1° maggio: la festa del lavoro porta un’unica novità “la marchetta”

 

Aldo Bianchini

SALERNO – Ho incominciato a seguire l’evento suggestivamente democratico coma la “festa del Lavoro” fin da quando, nei primi anni ’50 del secolo scorso, negli anni delle scuole elementari il maestro (che era mio zio) intratteneva l’intera scolaresca sui temi planetari del mondo del lavoro spiegando con il cucchiaino, anno dopo anno con l’apporto di evidenti novità nel corso dei cinque anni, le motivazioni che avevano portato quasi tutto il mondo a festeggiare quell’evento che era datato verso la fine del 19° secolo:

  • In Italia manifestazioni per il 1° maggio vennero organizzate dal 1890al 1923. Nel 1923 il regime fascista ne proibì la celebrazione.
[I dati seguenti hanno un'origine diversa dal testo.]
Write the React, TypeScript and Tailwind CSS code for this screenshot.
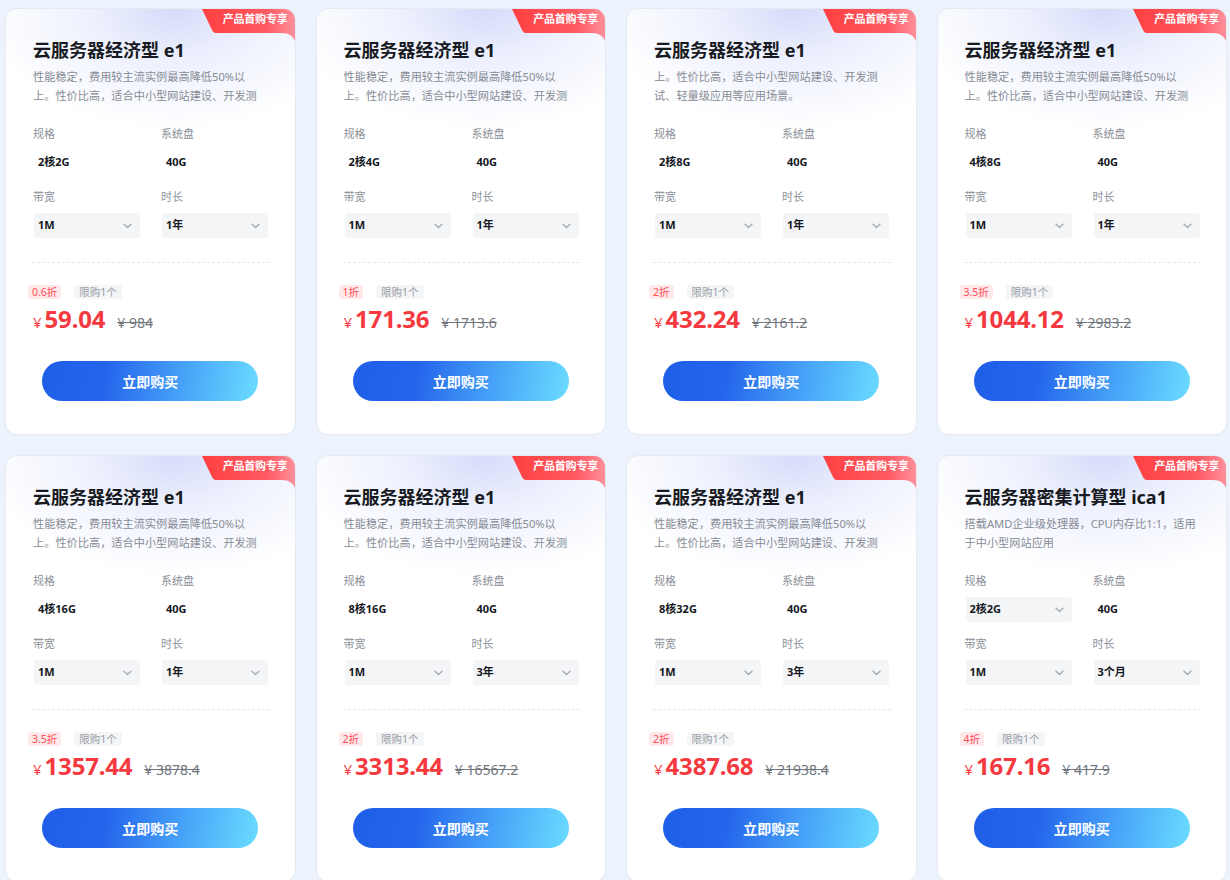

La festività venne, infine, riconosciuta ufficialmente con un decreto legislativo del 1946, dopo la fine della seconda guerra mondiale e la definitiva sconfitta del fascismo.

Il maestro delle elementari, mio zio, ebbe la capacità di non trasformare mai nella narrazione lo scopo della festa del lavoro per trasformarla in una manifestazione antifascista (lui che da comunista convinto aveva anche combattuto in Libia con il grado di capitano dei granatieri). Ci fece capire, come capimmo, che quella festa era destinata ai lavoratori e, quindi, a tutti i lavoratori italiani di qualsiasi colore e/o ideologia politica. Nel privato, a casa, non mancò di inculcarmi tutti quei principi della sinistra e del socialismo che in gran parte, oggi, non esistono più.

Ed io, uscito da quella scuola e senza il supporto di lezioni per la festa del lavoro nelle medie e nelle superiori, sono rimasto quasi vincolato a quelle novità sulla festa che quel maestro riusciva a scovare anno dopo anno per tutti e cinque gli anni delle elementari; quella era una scuola !!

Da allora, e sono passati circa 72 anni, sono in attesa di novità sull’essenza di quella festa che si è trasformata negli anni soltanto in una sorta di inarrestabile ed ossessivo “coult dell’antifascismo” con la soppressione di qualsiasi aggancio ai valori della sinistra democratica che nulla dovrebbe avere a che fare con la maniacale contestazione del fascismo che questo punto, dopo tantissimi anni, è tra l’altro ampiamente sconosciuto ai più.

Questa ossessione, nelle celebrazioni di quest’anno, si è accentuata per ragioni legate al fatto che l’Italia è governata dal centro destra con la “ragazza della Garbatella” che, in verità, ne ha per tutti e he d tutti è difficilmente attaccabile.

Ma proprio in questi giorni, pre e post festa, una novità assoluta è uscita con la parola “marchetta” che l’operaio-segretario generale della CGIL, Maurizio Landini, ha tirato fuori dal cilindro della sua enorme esperienza di fabbrica per traumatizzare chi lo ascolta sperando in qualche novità e chi, invece, lo ascolta sperando che pronuncia proprio quelle parole per rispolverare antiche e sepolte esternazioni della sinistra radicale degli anni ’60 fino al famoso, o famigerato sessantotto.

E’ vero che “la marchetta” è diventata famosa per via dei contributi versati all’INPS sull’altrettanto famosa tessera previdenziale personale (quando imperava il mondo cartaceo), ma è altrettanto vero che può significare anche un’altra cosa, molto brutta ed offensiva se consideriamo che a capo del governo c’è una donna (Giorgia Meloni) e al ministero del lavoro c’è un’altra donna (Marina Calderone), senza dimenticare  che ai vertici del più grande partito della sinistra c’è Elly Schlein che non è assolutamente da meno rispetto alle altre due.

Dagli altri due capi del sindacato italiano, PierPaolo Bombardieri (Uil) e Luigi Sbarra  (CISL), nessunissima novità di rilievo, neppure la marchetta.